---------- DATASET SECTION ----------

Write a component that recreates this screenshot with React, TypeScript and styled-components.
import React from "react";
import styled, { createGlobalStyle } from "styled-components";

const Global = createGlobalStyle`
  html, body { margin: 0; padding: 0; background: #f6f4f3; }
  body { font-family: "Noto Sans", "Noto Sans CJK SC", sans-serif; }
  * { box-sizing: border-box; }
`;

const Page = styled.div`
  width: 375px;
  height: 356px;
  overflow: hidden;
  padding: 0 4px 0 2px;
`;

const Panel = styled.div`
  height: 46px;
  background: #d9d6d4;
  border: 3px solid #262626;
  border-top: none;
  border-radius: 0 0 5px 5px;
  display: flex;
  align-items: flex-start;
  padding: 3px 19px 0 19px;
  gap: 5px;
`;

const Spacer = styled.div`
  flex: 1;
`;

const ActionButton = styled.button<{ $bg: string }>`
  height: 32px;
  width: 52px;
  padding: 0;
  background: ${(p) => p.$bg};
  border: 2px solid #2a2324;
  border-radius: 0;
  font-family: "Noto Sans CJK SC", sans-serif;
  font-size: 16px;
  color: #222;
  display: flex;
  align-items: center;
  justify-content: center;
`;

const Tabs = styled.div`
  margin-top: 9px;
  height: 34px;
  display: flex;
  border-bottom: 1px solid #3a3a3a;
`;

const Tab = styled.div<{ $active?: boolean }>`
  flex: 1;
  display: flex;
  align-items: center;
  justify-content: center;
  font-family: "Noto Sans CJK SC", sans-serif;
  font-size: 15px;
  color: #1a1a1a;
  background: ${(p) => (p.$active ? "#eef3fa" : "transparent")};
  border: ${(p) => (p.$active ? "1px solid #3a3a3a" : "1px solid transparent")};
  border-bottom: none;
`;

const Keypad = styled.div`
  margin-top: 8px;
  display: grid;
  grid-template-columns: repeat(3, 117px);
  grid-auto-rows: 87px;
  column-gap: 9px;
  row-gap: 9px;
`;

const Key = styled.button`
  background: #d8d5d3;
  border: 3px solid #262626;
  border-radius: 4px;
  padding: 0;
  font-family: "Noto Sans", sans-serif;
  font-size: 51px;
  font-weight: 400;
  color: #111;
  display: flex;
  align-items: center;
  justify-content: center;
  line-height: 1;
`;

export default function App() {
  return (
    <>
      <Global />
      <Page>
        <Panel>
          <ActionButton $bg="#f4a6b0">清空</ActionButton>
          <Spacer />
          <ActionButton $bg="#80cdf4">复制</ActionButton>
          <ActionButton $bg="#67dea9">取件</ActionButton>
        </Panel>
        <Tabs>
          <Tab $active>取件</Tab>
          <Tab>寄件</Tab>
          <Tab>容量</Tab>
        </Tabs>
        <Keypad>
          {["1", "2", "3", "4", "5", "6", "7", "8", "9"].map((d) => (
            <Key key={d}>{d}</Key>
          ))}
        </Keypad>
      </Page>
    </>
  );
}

----------

Pick out the lines that have the word "components". Copy them all.

Write a component that recreates this screenshot with React, TypeScript and styled-components.
import styled, { createGlobalStyle } from "styled-components";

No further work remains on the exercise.